Wisdom 1:16-2:1, 12-22; Psalm 54; James 3:13-4:3,7-8a; Mark 9:30-37

Have you ever noticed that human beings are driven to rank things? We have “Top Ten” lists for everything; songs, movies, 19th-century impressionist painters. Everybody wants to know what your favorite something-or-other is. I generally refuse to play that game, because for so many things I don’t have a favorite, and I don’t feel like I should have to pick one just to please someone else.

We even do it with each other. We don’t really need to decide who is better at one thing or another, but we always seem to want to do that. We stage expensive contests to see which sports team is the best, or which individual is the best wrestler or pole vaulter. And I think maybe we do it because deep down we really want ourselves to be the one who is best, or at least be associated with the best. Because being the best at something brings power of a sort.

And in today’s Gospel the disciples are doing just that.

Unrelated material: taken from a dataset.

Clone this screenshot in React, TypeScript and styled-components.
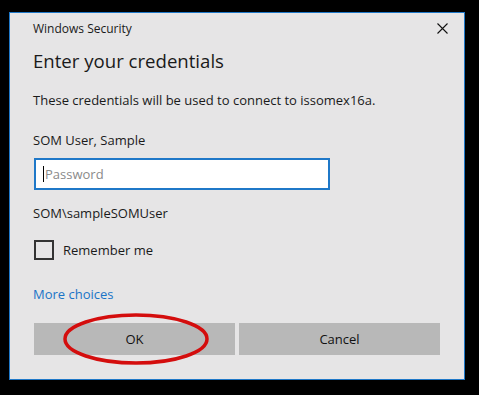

Let’s build the picture just a bit. We’re at the point in Mark’s gospel where Jesus is setting his face toward Jerusalem. He’s been actively telling the disciples that he’s going to be betrayed and executed. Now, Mark is not exactly complimentary when talking about the disciples’ intellectual attainments. They just don’t get it. They don’t understand what Jesus is saying, but they’re afraid to ask him to explain. So what do they do instead while they’re traveling through Galilee?

Of course, they have an argument. About something totally different.

Jesus has evidently heard them on the road and at some point says, “Uh, hey, guys, what were you talking about back there?”

Dead silence.

The disciples are red-faced, because they’ve been talking about something they shouldn’t have been talking about. I can picture them looking at each other, nobody wanting to tell Jesus what they were doing. But evidently, he knows.

What they had been doing, in fact, was talking about which one of them was the greatest. And I can just see Jesus heaving a deep, deep sigh. And then he sits down, calls them over and tells them how the greatest will be the one who puts himself last and serves everyone else.

Evidently there are some children around. He picks one up and brings it to them, then takes the child in his arms. And he says “If you welcome a child like this in my name, you are welcoming me and the one who sent me.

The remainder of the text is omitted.